Where will I go for the bite-size delight of watching Chris Christie tumble from a chair? Or for the gripping miniature mystery presented by a fuzzy cluster of what may be oh my god are those spiders?! Or to experience a tiny epic tale of friendship as told through six seconds of a girl dancing with her cat? Where else will a chorus of inflatable ducks cause my soul to tremble? Where will I hear Alex Trebek repeatedly try to channel Rihanna?

On the surface, and especially when held up as specimens of our shortening attention spans and collectively low bar for entertainment (and/or distraction), Vines can come off as cheap or meaningless — turbocharged GIFs with more potential to annoy.

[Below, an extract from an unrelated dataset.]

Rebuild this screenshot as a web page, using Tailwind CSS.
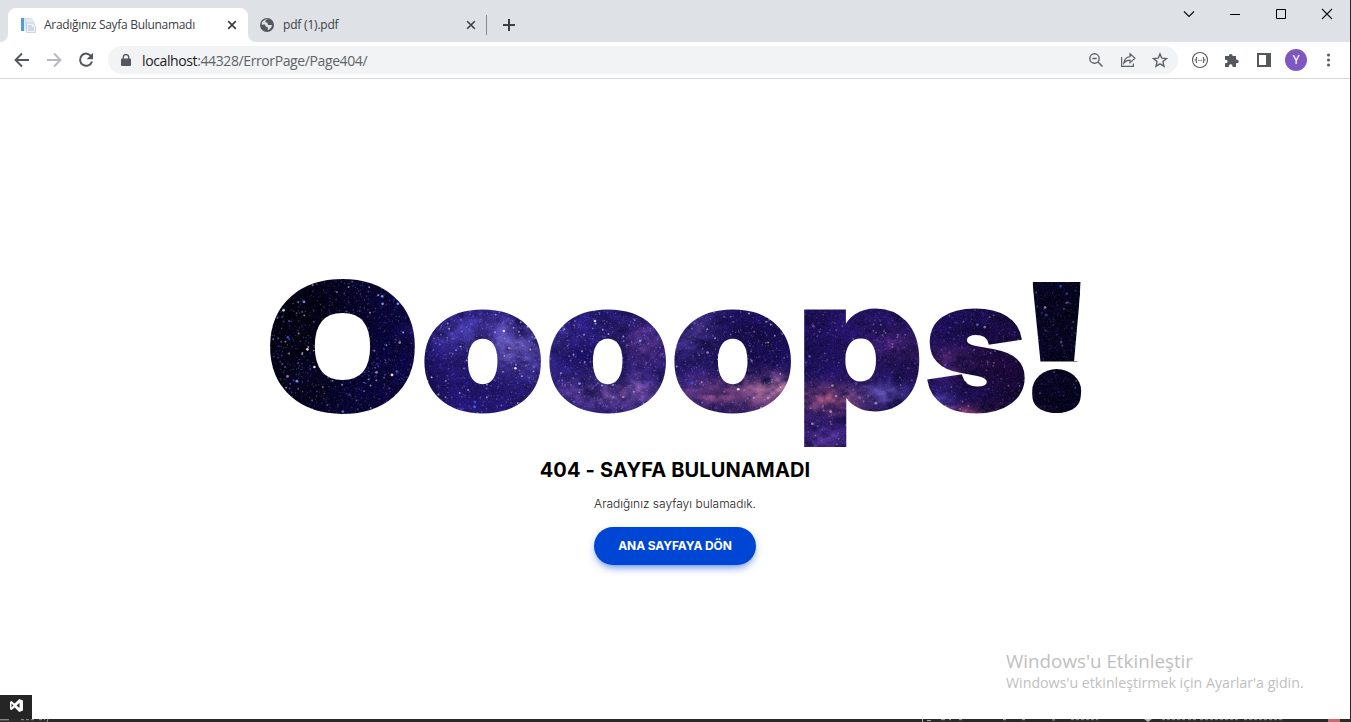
<!DOCTYPE html>
<html lang="tr">
<head>
<meta charset="utf-8">
<title>Aradığınız Sayfa Bulunamadı</title>
<script src="https://cdn.jsdelivr.net/npm/@tailwindcss/browser@4"></script>
</head>
<body class="w-[1351px] h-[722px] overflow-hidden bg-[#2b2929] font-['Open_Sans',sans-serif]">
<div class="flex flex-col h-[722px]">
<div class="flex flex-col w-[1350px] h-[719px] bg-white">
  <!-- tab strip -->
  <header class="flex h-[42px] shrink-0 bg-[#dee1e6] text-[12px] text-[#3c4043]">
    <div class="w-2 flex items-end"><div class="size-2 bg-white"><div class="size-2 rounded-br-lg bg-[#dee1e6]"></div></div></div>
    <div class="mt-2 w-[240px] rounded-t-lg bg-white flex items-center pl-3 pr-[11px]">
      <svg class="size-4 shrink-0" viewBox="0 0 16 16"><path d="M1 1h8v13H1z" fill="#dfeaf4"/><path d="M1 1h3v13H1z" fill="#4f9fd6"/><path d="M5.500 1.500H11l3 3v4H5.500z" fill="#e6ebf1" stroke="#c3ced9" stroke-width=".6"/><path d="M6.500 6h6l3 3v6.500h-9z" fill="#eef2f7" stroke="#b9c6d4" stroke-width=".7"/><path d="M8 9h4M8 11h6M8 13h6" stroke="#a6b7cb" stroke-width=".9"/></svg>
      <span class="ml-2 whitespace-nowrap tracking-[-0.3px]">Aradığınız Sayfa Bulunamadı</span>
      <svg class="ml-auto size-[10px] shrink-0" viewBox="0 0 10 10"><path d="M1.200 1.200l7.600 7.600M8.800 1.200L1.200 8.800" stroke="#3c4043" stroke-width="1.700"/></svg>
    </div>
    <div class="w-2 flex items-end"><div class="size-2 bg-white"><div class="size-2 rounded-bl-lg bg-[#dee1e6]"></div></div></div>
    <div class="mt-2 w-[231px] flex items-center pl-1 pr-[11px]">
      <svg class="-ml-px size-4 shrink-0" viewBox="0 0 16 16"><circle cx="8" cy="8" r="7" fill="#54585d"/><path d="M9 2.300c-1.200.5-2.700 1-2.700 2.300 0 1.200 1.700.7 2.200 1.500.4.700 0 1.300.8 1.800 1 .5 2-.2 3.700.4-.3 2.500-1.900 4.200-4.200 4.800-.6-.7.500-1.700.1-2.500-.5-.8-1.800-.4-2.300-1.300-.3-.6 0-1.200-.6-1.600-.9-.5-2 .2-3.500-.1C2.900 4.500 5.500 2 9 2.300z" fill="#dee1e6"/></svg>
      <span class="ml-[8px] whitespace-nowrap tracking-[-0.2px]">pdf (1).pdf</span>
      <svg class="ml-auto size-[10px] shrink-0" viewBox="0 0 10 10"><path d="M1.200 1.200l7.600 7.600M8.800 1.200L1.200 8.800" stroke="#3c4043" stroke-width="1.600"/></svg>
    </div>
    <div class="mt-[15px] h-5 w-px bg-[#85888c] -ml-px"></div>
    <svg class="mt-[19px] ml-4 size-3" viewBox="0 0 12 12"><path d="M6 0v12M0 6h12" stroke="#3c4043" stroke-width="2"/></svg>
    <div class="ml-auto flex h-7">
      <svg class="w-[46px] h-7" viewBox="0 0 46 28"><path d="M18 11.500l5 5 5-5" fill="none" stroke="#111" stroke-width="1.200"/></svg>
      <svg class="w-[46px] h-7" viewBox="0 0 46 28"><path d="M18 14.500h10" stroke="#000"/></svg>
      <svg class="w-[46px] h-7" viewBox="0 0 46 28"><path d="M18.500 9.500h9v9h-9z" fill="none" stroke="#000"/></svg>
      <svg class="w-[46px] h-7" viewBox="0 0 46 28"><path d="M18 9l10 10M28 9L18 19" stroke="#111" stroke-width="1.100"/></svg>
    </div>
  </header>
  <!-- toolbar -->
  <div class="flex items-center h-[37px] shrink-0 border-b border-[#d5d7da] pl-3">
    <svg class="size-5" viewBox="0 0 20 20"><path d="M17 10H4M10 3.500L3.500 10l6.500 6.500" fill="none" stroke="#54585d" stroke-width="1.900"/></svg>
    <svg class="ml-3 size-5" viewBox="0 0 20 20"><path d="M3 10h13M10 3.500l6.500 6.500-6.500 6.500" fill="none" stroke="#b7b9bc" stroke-width="1.900"/></svg>
    <svg class="ml-3 size-5" viewBox="0 0 20 20"><path d="M15.300 6.400A6.100 6.100 0 1 0 16 11.500" fill="none" stroke="#54585d" stroke-width="2"/><path d="M17 2.800v6.400h-6.400z" fill="#54585d"/></svg>
    <div class="ml-3 flex h-7 w-[1070px] items-center rounded-full bg-[#f1f3f4] pl-[13px] pr-[10px] text-[14px] text-[#5f6368]">
      <svg class="w-[10px] h-[13px] shrink-0" viewBox="0 0 10 13"><rect y="4.500" width="10" height="7.500" rx="1" fill="#54585d"/><path d="M2.300 5V3.300a2.700 2.700 0 0 1 5.400 0V5" fill="none" stroke="#54585d" stroke-width="1.300"/></svg>
      <span class="ml-[11px] whitespace-nowrap tracking-[-0.39px]"><span class="text-[#202124]">localhost</span>:44328/ErrorPage/Page404/</span>
      <svg class="ml-auto size-4" viewBox="0 0 16 16"><circle cx="6.500" cy="6.500" r="4.700" fill="none" stroke="#5f6368" stroke-width="1.400"/><path d="M4.300 6.500h4.400M10 10l4.500 4.500" stroke="#5f6368" stroke-width="1.500"/></svg>
      <svg class="ml-4 size-4" viewBox="0 0 16 16"><path d="M1.600 5v9.400h11.800V11.500M10 1.800l5 4.500-5 4.400V8.200c-3 0-4.800 1-6.200 2.900.4-3.200 2.400-6 6.200-6.500z" fill="none" stroke="#5f6368" stroke-width="1.200"/></svg>
      <svg class="ml-4 size-4" viewBox="0 0 16 16"><path d="M8 1.900l1.800 4.300 4.700.4-3.600 3 1.100 4.600L8 11.800l-4 2.400 1.100-4.600-3.600-3 4.700-.4z" fill="none" stroke="#5f6368" stroke-width="1.400"/></svg>
    </div>
    <svg class="ml-[14px] size-4 overflow-visible" viewBox="0 0 16 16"><circle cx="8" cy="8" r="7.500" fill="none" stroke="#55585c" stroke-width="1.100"/><path d="M5.200 5.300c-1.400 0-.7 1 -.8 1.800q-.1.700-.8.900.7.200.8.900c.1.800-.6 1.800.8 1.800M10.800 5.300c1.400 0 .7 1 .8 1.800q.1.700.8.900-.7.200-.8.900c-.1.800.6 1.800-.8 1.800" fill="none" stroke="#55585c" stroke-width="1.100"/><path d="M6 8.300h4" stroke="#55585c" stroke-dasharray="1 .5"/></svg>
    <svg class="ml-4 size-4" viewBox="0 0 16 16"><path d="M1 4h3.700a2 2 0 1 1 4 0H12v3.500h.8a1.900 1.900 0 1 1 0 3.800H12V15H8.500v-1a1.800 1.800 0 0 0-3.600 0v1H1v-3.700h.8a1.800 1.800 0 0 0 0-3.600H1z" fill="#54585d"/></svg>
    <svg class="ml-4 size-4" viewBox="0 0 16 16"><path d="M1 1h14v14H1zM3 3v10h7V3z" fill="#54585d" fill-rule="evenodd"/></svg>
    <div class="ml-[13px] flex size-[22px] items-center justify-center rounded-full bg-[#7e57c2] text-[12px] text-white font-['Roboto',sans-serif]">Y</div>
    <svg class="ml-[13px] size-4" viewBox="0 0 16 16"><g fill="#54585d"><circle cx="8.500" cy="3" r="1.500"/><circle cx="8.500" cy="8" r="1.500"/><circle cx="8.500" cy="13" r="1.500"/></g></svg>
  </div>
  <!-- page -->
  <main class="relative flex flex-1 flex-col items-center pt-[191px] font-['Inter',sans-serif]">
    <h1 class="relative isolate h-[185px] w-[830px]">
      <canvas id="sky" width="828" height="183" class="absolute left-px top-px"></canvas>
      <svg class="absolute inset-0 mix-blend-screen" width="830" height="185" viewBox="260 270 830 185">
        <rect x="255" y="265" width="840" height="195" fill="#fff"/>
        <g font-family="Inter" font-weight="900" font-size="180" fill="#000" stroke="#000" stroke-width="3">
          <text transform="translate(265.600 410) scale(1.103 .971)" stroke-width="4">O</text>
          <text transform="translate(420.100 410) scale(1.114 1)">o</text>
          <text transform="translate(545.100 410) scale(1.114 1)">o</text>
          <text transform="translate(670.100 410) scale(1.114 1)">o</text>
          <text transform="translate(795.900 409) scale(1.098 1)">p</text>
          <text transform="translate(924.600 410) scale(.975 1)">s</text>
          <text transform="translate(1012.500 411) scale(1.285 .985)" stroke="none">!</text>
        </g>
        <!-- round dot and tapered stem of the exclamation mark -->
        <path d="M1028 361.500h58V392h-58zM1028 280h4.200l8.300 82H1028zM1086 280h-4.700l-7.300 82h12z" fill="#fff"/>
        <ellipse cx="1056.700" cy="391" rx="24.500" ry="22" fill="#000"/>
      </svg>
    </h1>
    <h2 class="mt-[3px] text-[20px] leading-[24px] font-bold text-black tracking-[0.150px] whitespace-nowrap">404 - SAYFA BULUNAMADI</h2>
    <p class="mt-[13px] text-[12px] leading-[18px] font-light text-[#222] whitespace-nowrap">Aradığınız sayfayı bulamadık.</p>
    <a class="mt-[14px] flex h-[38px] w-[162px] items-center justify-center rounded-full bg-[#0046d5] text-[12px] font-bold text-white tracking-[-0.1px] whitespace-nowrap shadow-[0_4px_10px_-3px_rgba(0,70,213,.8)]">ANA SAYFAYA DÖN</a>
    <div class="absolute left-[1006px] top-[570px] font-['Open_Sans',sans-serif] text-[#c0c0c0] whitespace-nowrap">
      <div class="text-[18.800px] leading-[24px]">Windows'u Etkinleştir</div>
      <div class="text-[14.200px] leading-[20px]">Windows'u etkinleştirmek için Ayarlar'a gidin.</div>
    </div>
    <div class="absolute left-0 bottom-0 flex h-6 w-8 items-center justify-center bg-[#252526]">
      <svg class="-mt-[3px] w-[13px] h-[13px]" viewBox="0 0 13 13"><path d="M9.300 0L13 1.500v10L9.300 13 4.600 8.500 1.600 11 0 10.200V2.800L1.600 2l3 2.500zM9.500 4L6.500 6.500l3 2.500zM1.500 4.600v3.800l1.900-1.900z" fill="#fff" fill-rule="evenodd"/></svg>
    </div>
  </main>
</div>
<!-- sliver of the window underneath -->
<svg class="h-[3px] w-[1351px]" viewBox="0 0 1351 3"><path d="M0 .8h9M922.500 0v3M927 1.500h4M941 .7h4M949 .7h2M959 .7h3M1003 .7h3M1022 .7h3M1052 .9h3" stroke="#aaa"/><path d="M21 .7h8M31 .7h4M39 .7h6M48 0l-1 3M1071 .7h27M1162 .7h24M1188 .7h8M1200 .7h40M1244 .7h40" stroke="#999" stroke-dasharray="3 2"/><path d="M1144 0h8l-4 3z" fill="#bbb"/><path d="M1328 0h12v3h-12z" fill="#c96a73"/></svg>
</div>
<script>
  // Starfield behind the headline
  const cv = document.getElementById('sky'), g = cv.getContext('2d'), W = 828, H = 183;
  let seed = 4041;
  const rnd = () => (seed = (seed * 16807) % 2147483647) / 2147483647;
  const lattice = Array.from({ length: 4096 }, rnd);
  const val = (x, y) => {
    const i = Math.floor(x), j = Math.floor(y), u = x - i, v = y - j;
    const s = u * u * (3 - 2 * u), t = v * v * (3 - 2 * v);
    const at = (a, b) => lattice[(a * 57 + b * 131) & 4095];
    return (at(i, j) * (1 - s) + at(i + 1, j) * s) * (1 - t) + (at(i, j + 1) * (1 - s) + at(i + 1, j + 1) * s) * t;
  };
  const fbm = (x, y) => val(x, y) * .42 + val(x * 2.1, y * 2.1) * .3 + val(x * 4.3, y * 4.3) * .28;
  // base colour along x
  const stops = [[0, 4, 2, 22], [70, 6, 3, 40], [145, 11, 6, 62], [175, 34, 22, 112], [270, 40, 26, 120], [350, 37, 25, 112], [440, 34, 22, 104], [520, 26, 14, 88], [600, 34, 18, 92], [690, 26, 13, 82], [755, 24, 11, 62], [775, 7, 5, 34], [828, 5, 4, 28]];
  // local clouds: x, y, rx, ry, r, g, b, strength
  const clouds = [[25, 40, 60, 45, 0, 0, 6, .6], [255, 75, 42, 30, 96, 84, 168, .6], [195, 60, 35, 18, 72, 62, 165, .5], [220, 115, 50, 20, 24, 14, 88, .5],
    [380, 75, 30, 22, 95, 55, 130, .5], [350, 120, 48, 16, 120, 82, 155, .65], [320, 85, 35, 14, 20, 12, 85, .6], [435, 60, 22, 24, 90, 72, 155, .55], [480, 70, 40, 35, 26, 12, 82, .5],
    [505, 118, 28, 15, 195, 130, 160, .65], [465, 125, 45, 20, 110, 62, 115, .65], [570, 128, 36, 14, 150, 80, 115, .6], [560, 168, 30, 18, 74, 44, 130, .6], [622, 122, 24, 11, 100, 92, 190, .5], [640, 75, 28, 18, 82, 42, 115, .4],
    [695, 92, 32, 16, 92, 42, 108, .6], [720, 140, 45, 7, 140, 66, 110, .6], [740, 95, 30, 28, 28, 6, 52, .7], [680, 130, 13, 10, 90, 75, 180, .5]];
  const img = g.createImageData(W, H);
  for (let y = 0; y < H; y++) for (let x = 0; x < W; x++) {
    let k = 0; while (k < stops.length - 2 && x > stops[k + 1][0]) k++;
    const a = stops[k], b = stops[k + 1], f = (x - a[0]) / (b[0] - a[0]);
    let c = [1, 2, 3].map(n => a[n] + (b[n] - a[n]) * f);
    const n = fbm(x / 20, y / 15);
    for (const q of clouds) {
      const d = ((x - q[0]) / q[2]) ** 2 + ((y - q[1]) / q[3]) ** 2;
      if (d < 4) { const w = Math.min(1, q[7] * Math.exp(-d) * Math.max(0, n * 2.6 - .3)); c = c.map((v, m) => v + (q[4 + m] - v) * w); }
    }
    const m = .6 + n * .75, grain = (rnd() - .5) * 22, o = (y * W + x) * 4;
    img.data[o] = c[0] * m + grain * .6; img.data[o + 1] = c[1] * m + grain * .5; img.data[o + 2] = c[2] * m + grain * 1.3; img.data[o + 3] = 255;
  }
  g.putImageData(img, 0, 0);
  const tints = ['60,80,225', '75,105,240', '120,150,255', '205,220,255', '170,120,190', '255,225,205'];
  for (let i = 0; i < 8500; i++) {
    const x = rnd() * W, y = rnd() * H, p = rnd(), dim = x > 520 ? .55 : 1;
    const r = p > .988 ? 1.35 : p > .86 ? .95 : .7;
    g.fillStyle = `rgba(${tints[Math.floor(rnd() * 6)]},${(p > .988 ? .95 : p > .86 ? .6 : .27) * dim})`;
    g.beginPath(); g.arc(x, y, r, 0, 7); g.fill();
  }
</script>
</body>
</html>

But there’s an almost mantric satisfaction to be found in some Vines. A good one wastes nothing: You get both the precision of experiencing just the most essential moments of a given moment, and the indulgence of enjoying it over and over. On an Internet under siege by dangerous-stupid, Vine provided critical sanctuary for silly-stupid, a safe space for playfulness and invention, and a supply of quick laughs that I’d just assumed, by nature, was endless.